The court said the government could ask judges to conduct a case-by-case review of whether the disclosure of specific documents would jeopardize national security. But allowing the executive branch to shut down an entire lawsuit whenever an official says its subject is classified would be a “concentration of unchecked power” and lead to abuses, it said.

“According to the government’s theory, the judiciary should effectively cordon off all secret government actions from judicial scrutiny, immunizing the C.I.A. and its partners from the demands and limits of the law,” wrote Judge Michael Daly Hawkins.

Now it seems the Obama administration has again mirrored the Bush administration, this time by threatening to withhold secret information if a British court makes US interrogation procedures public:

The letter warned that if the British government “is unable to protect information we provide to it, even if that inability is caused by your judicial system, we will necessarily have to review with the greatest care the sensitivity of information we can provide in the future.”

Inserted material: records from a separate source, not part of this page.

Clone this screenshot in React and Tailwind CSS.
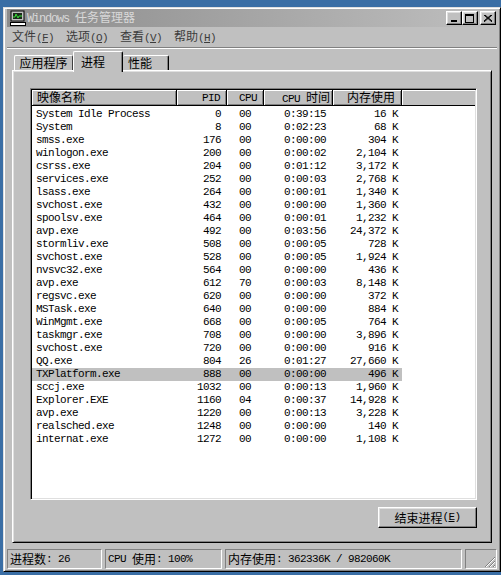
import React from 'react';

const CJK = /([\u3000-\u9fff\uff00-\uffef]+)/;

// mixed text: ascii in mono, chinese in 12px CJK font
const T = ({ children }) =>
  String(children)
    .split(CJK)
    .map((p, i) =>
      CJK.test(p) ? (
        <span key={i} className="font-['Noto_Sans_CJK_SC',sans-serif] text-[12px] tracking-normal">
          {p}
        </span>
      ) : (
        p
      )
    );

const rows = [
  ['System Idle Process', '0', '00', '0:39:15', '16 K'],
  ['System', '8', '00', '0:02:23', '68 K'],
  ['smss.exe', '176', '00', '0:00:00', '304 K'],
  ['winlogon.exe', '200', '00', '0:00:02', '2,104 K'],
  ['csrss.exe', '204', '00', '0:01:12', '3,172 K'],
  ['services.exe', '252', '00', '0:00:03', '2,768 K'],
  ['lsass.exe', '264', '00', '0:00:01', '1,340 K'],
  ['svchost.exe', '432', '00', '0:00:00', '1,360 K'],
  ['spoolsv.exe', '464', '00', '0:00:01', '1,232 K'],
  ['avp.exe', '492', '00', '0:03:56', '24,372 K'],
  ['stormliv.exe', '508', '00', '0:00:05', '728 K'],
  ['svchost.exe', '528', '00', '0:00:05', '1,924 K'],
  ['nvsvc32.exe', '564', '00', '0:00:00', '436 K'],
  ['avp.exe', '612', '70', '0:00:03', '8,148 K'],
  ['regsvc.exe', '620', '00', '0:00:00', '372 K'],
  ['MSTask.exe', '640', '00', '0:00:00', '884 K'],
  ['WinMgmt.exe', '668', '00', '0:00:05', '764 K'],
  ['taskmgr.exe', '708', '00', '0:00:00', '3,896 K'],
  ['svchost.exe', '720', '00', '0:00:00', '916 K'],
  ['QQ.exe', '804', '26', '0:01:27', '27,660 K'],
  ['TXPlatform.exe', '888', '00', '0:00:00', '496 K'],
  ['sccj.exe', '1032', '00', '0:00:13', '1,960 K'],
  ['Explorer.EXE', '1160', '04', '0:00:37', '14,928 K'],
  ['avp.exe', '1220', '00', '0:00:13', '3,228 K'],
  ['realsched.exe', '1248', '00', '0:00:00', '140 K'],
  ['internat.exe', '1272', '00', '0:00:00', '1,108 K'],
];

const raised =
  'bg-[#c0c0c0] border border-t-white border-l-white border-r-black border-b-black shadow-[inset_-1px_-1px_#808080,inset_1px_1px_#dfdfdf]';
const sunkenThin = 'border border-t-[#808080] border-l-[#808080] border-r-white border-b-white';

const TitleBtn = ({ children, className = '' }) => (
  <div className={`w-[16px] h-[14px] flex items-center justify-center ${raised} ${className}`}>
    {children}
  </div>
);

const Menu = ({ label, k }) => (
  <div className="w-[54px] text-[#3c3c3c]">
    <T>{label}</T>(<span className="underline">{k}</span>)
  </div>
);

const HeaderCell = ({ w, children, align = 'right', pr = 'pr-[6px]' }) => (
  <div
    className={`${w} h-full flex items-center bg-[#c0c0c0] border-r border-b border-black shadow-[inset_1px_1px_white,inset_-1px_-1px_#808080] ${
      align === 'left' ? 'justify-start pl-[5px]' : `justify-end ${pr}`
    }`}
  >
    <span className="whitespace-pre leading-[14px]"><T>{children}</T></span>
  </div>
);

const ComputerIcon = () => (
  <svg width="16" height="16" viewBox="0 0 16 16">
    <rect x="1" y="1" width="13" height="10" fill="#c0c0c0" stroke="#000" />
    <rect x="3" y="3" width="9" height="6" fill="#1a2a1a" />
    <polyline points="3,7 5,7 6,4 8,8 9,6 12,6" fill="none" stroke="#38e038" strokeWidth="1" />
    <rect x="0.5" y="12.5" width="15" height="3" fill="#fff" stroke="#000" />
  </svg>
);

export default function App() {
  return (
    <div className="w-[501px] h-[575px] overflow-hidden bg-[#3a6ea5] pt-[7px] pl-[3px] font-['Liberation_Mono','Noto_Sans_CJK_SC',monospace] text-[11px] tracking-[-0.6px] text-black">
      <div className="w-[498px] h-[565px] flex flex-col bg-[#c0c0c0] border border-t-[#dfdfdf] border-l-[#dfdfdf] border-r-black border-b-black shadow-[inset_1px_1px_white,inset_-1px_-1px_#808080] px-[3px] pt-[1px]">
        {/* title bar */}
        <div className="h-[18px] flex items-center bg-linear-to-r from-[#8c8c8c] to-[#bfbfbf] pl-[3px] pr-[1px]">
          <ComputerIcon />
          <span className="ml-[1px] text-[#d8d8d8] text-[12px] tracking-[-1.2px]">
            Windows <T>任务管理器</T>
          </span>
          <div className="ml-auto flex items-center">
            <TitleBtn>
              <div className="w-[6px] h-[2px] bg-black mt-[6px] -ml-[1px]" />
            </TitleBtn>
            <TitleBtn>
              <div className="w-[9px] h-[9px] border border-black border-t-2 -ml-[1px]" />
            </TitleBtn>
            <TitleBtn className="ml-[2px]">
              <svg width="8" height="7" viewBox="0 0 8 7" className="-ml-[1px]">
                <path d="M0 0 L8 7 M1 0 L8 6 M8 0 L0 7 M7 0 L0 6" stroke="#000" strokeWidth="1" />
              </svg>
            </TitleBtn>
          </div>
        </div>

        {/* menu */}
        <div className="h-[20px] flex items-center pl-[5px]">
          <Menu label="文件" k="F" />
          <Menu label="选项" k="O" />
          <Menu label="查看" k="V" />
          <Menu label="帮助" k="H" />
        </div>
        <div className="h-[2px] border-t border-t-[#808080] border-b border-b-white" />

        {/* tabs */}
        <div className="h-[21px] flex items-end px-[7px]">
          <div className="w-[59px] h-[15px] flex items-center justify-center border-t border-l border-white border-r border-r-[#404040] rounded-t-[2px]">
            <T>应用程序</T>
          </div>
          <div className="relative z-10 w-[50px] h-[21px] -mb-[2px] bg-[#c0c0c0] flex justify-center pt-[1px] pr-[10px] border-t border-l border-white border-r border-r-black shadow-[inset_-1px_0_#808080] rounded-t-[2px]">
            <T>进程</T>
          </div>
          <div className="w-[46px] h-[15px] flex items-center pl-[5px] border-t border-white border-r border-r-black shadow-[inset_-1px_0_#808080] rounded-t-[2px]">
            <T>性能</T>
          </div>
        </div>

        {/* panel */}
        <div className="mx-[5px] h-[473px] flex flex-col border border-t-white border-l-white border-r-black border-b-black shadow-[inset_1px_1px_#dfdfdf,inset_-1px_-1px_#808080] pl-[17px] pt-[17px] pr-[14px]">
          <div className="h-[412px] bg-white border border-t-[#808080] border-l-[#808080] border-r-white border-b-white shadow-[inset_1px_1px_black,inset_-1px_-1px_#dfdfdf] p-[1px] overflow-hidden">
            <div className="h-[16px] flex">
              <HeaderCell w="w-[145px]" align="left">映像名称</HeaderCell>
              <HeaderCell w="w-[50px]" pr="pr-[6px]">PID</HeaderCell>
              <HeaderCell w="w-[37px]" pr="pr-[6px]">CPU</HeaderCell>
              <HeaderCell w="w-[69px]" pr="pr-[2px]">CPU 时间</HeaderCell>
              <HeaderCell w="w-[69px]" pr="pr-[6px]">内存使用</HeaderCell>
              <div className="flex-1 h-full bg-[#c0c0c0] border-b border-black shadow-[inset_1px_1px_white]" />
            </div>
            <div className="flex flex-col pt-[2px]">
              {rows.map((r, i) => (
                <div
                  key={i}
                  className={`h-[13px] leading-[13px] flex w-[370px] whitespace-pre ${
                    r[0] === 'TXPlatform.exe' ? 'bg-[#c0c0c0]' : ''
                  }`}
                >
                  <div className="w-[145px] pl-[4px]">{r[0]}</div>
                  <div className="w-[50px] text-right pr-[6px]">{r[1]}</div>
                  <div className="w-[37px] text-right pr-[13px]">{r[2]}</div>
                  <div className="w-[69px] text-right pr-[7px]">{r[3]}</div>
                  <div className="w-[69px] text-right pr-[4px]">{r[4]}</div>
                </div>
              ))}
            </div>
          </div>
          <div className="mt-[7px] flex justify-end">
            <button className={`w-[99px] h-[21px] flex items-center justify-center ${raised}`}>
              <T>结束进程</T>(<span className="underline">E</span>)
            </button>
          </div>
        </div>

        {/* status bar */}
        <div className="mt-[6px] h-[20px] flex gap-[3px] whitespace-pre">
          <div className={`w-[95px] flex items-center pl-[2px] ${sunkenThin}`}>
            <T>进程数</T>: 26
          </div>
          <div className={`w-[117px] flex items-center pl-[2px] ${sunkenThin}`}>
            CPU <T>使用</T>: 100%
          </div>
          <div className={`w-[237px] flex items-center pl-[2px] ${sunkenThin}`}>
            <T>内存使用</T>: 362336K / 982060K
          </div>
          <div className={`w-[32px] flex items-end justify-end ${sunkenThin}`}>
            <svg width="12" height="12" viewBox="0 0 12 12">
              <path d="M11 1 L1 11 M11 5 L5 11 M11 9 L9 11" stroke="#808080" strokeWidth="1" />
              <path d="M11 2 L2 11 M11 6 L6 11 M11 10 L10 11" stroke="#ffffff" strokeWidth="1" />
            </svg>
          </div>
        </div>
      </div>
    </div>
  );
}
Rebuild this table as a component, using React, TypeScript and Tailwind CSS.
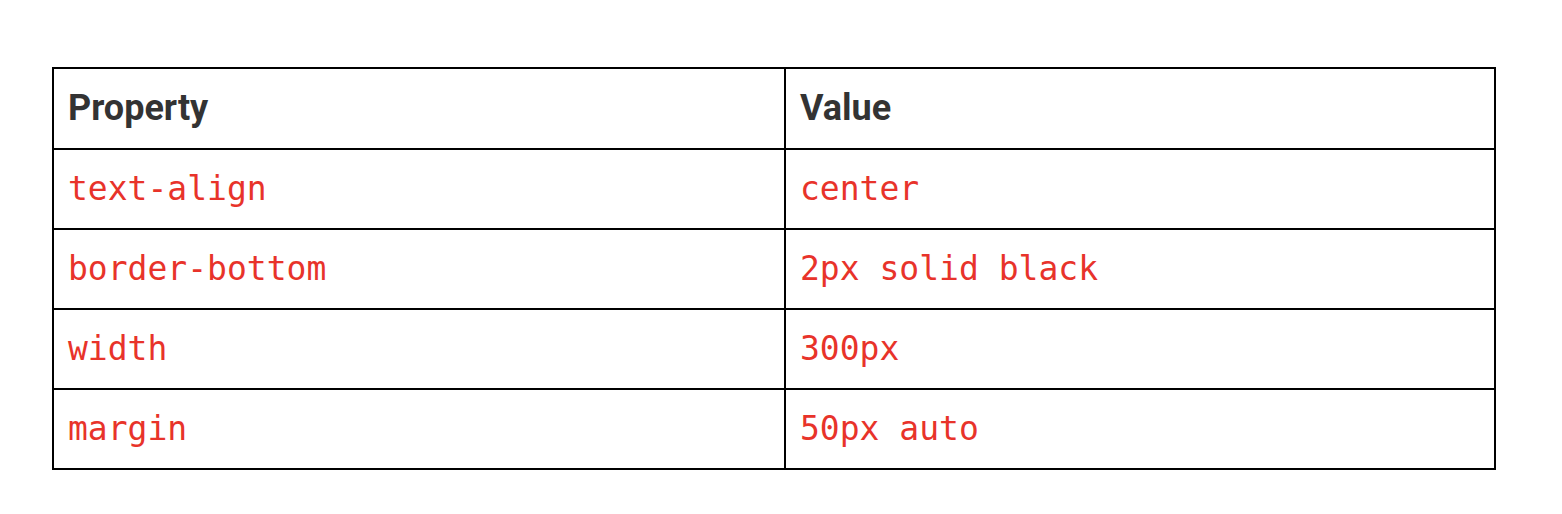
import React from "react";

const rows: [string, string][] = [
  ["text-align", "center"],
  ["border-bottom", "2px solid black"],
  ["width", "300px"],
  ["margin", "50px auto"],
];

export default function App() {
  return (
    <div className="w-[1562px] h-[514px] bg-white pt-[67px] pl-[52px]">
      <div className="w-[1444px] border-2 border-black">
        <div className="flex h-[79px]">
          <div className="w-[732px] border-r-2 border-black flex items-center pl-[14px] pb-[2px] font-['Roboto',sans-serif] font-bold text-[36px] text-[#333333]">
            Property
          </div>
          <div className="flex-1 flex items-center pl-[14px] pb-[2px] font-['Roboto',sans-serif] font-bold text-[36px] text-[#333333]">
            Value
          </div>
        </div>
        {rows.map(([p, v]) => (
          <div key={p} className="flex h-[80px] border-t-2 border-black">
            <div className="w-[732px] border-r-2 border-black flex items-center pl-[14px] font-['DejaVu_Sans_Mono',monospace] text-[33px] text-[#e8332a]">
              {p}
            </div>
            <div className="flex-1 flex items-center pl-[14px] font-['DejaVu_Sans_Mono',monospace] text-[33px] text-[#e8332a]">
              {v}
            </div>
          </div>
        ))}
      </div>
    </div>
  );
}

The letter also said the “seven paragraphs at issue are based upon classified information shared between our countries,” and that “public disclosure of this information reasonably could be expected to cause serious damage to the United Kingdom’s national security” if the United States withheld intelligence information in the future.

Since it would inevitably do damage to the US, the Obama administration is putting state secrets above public safety. This is all very weird for a president that says he wants transparency.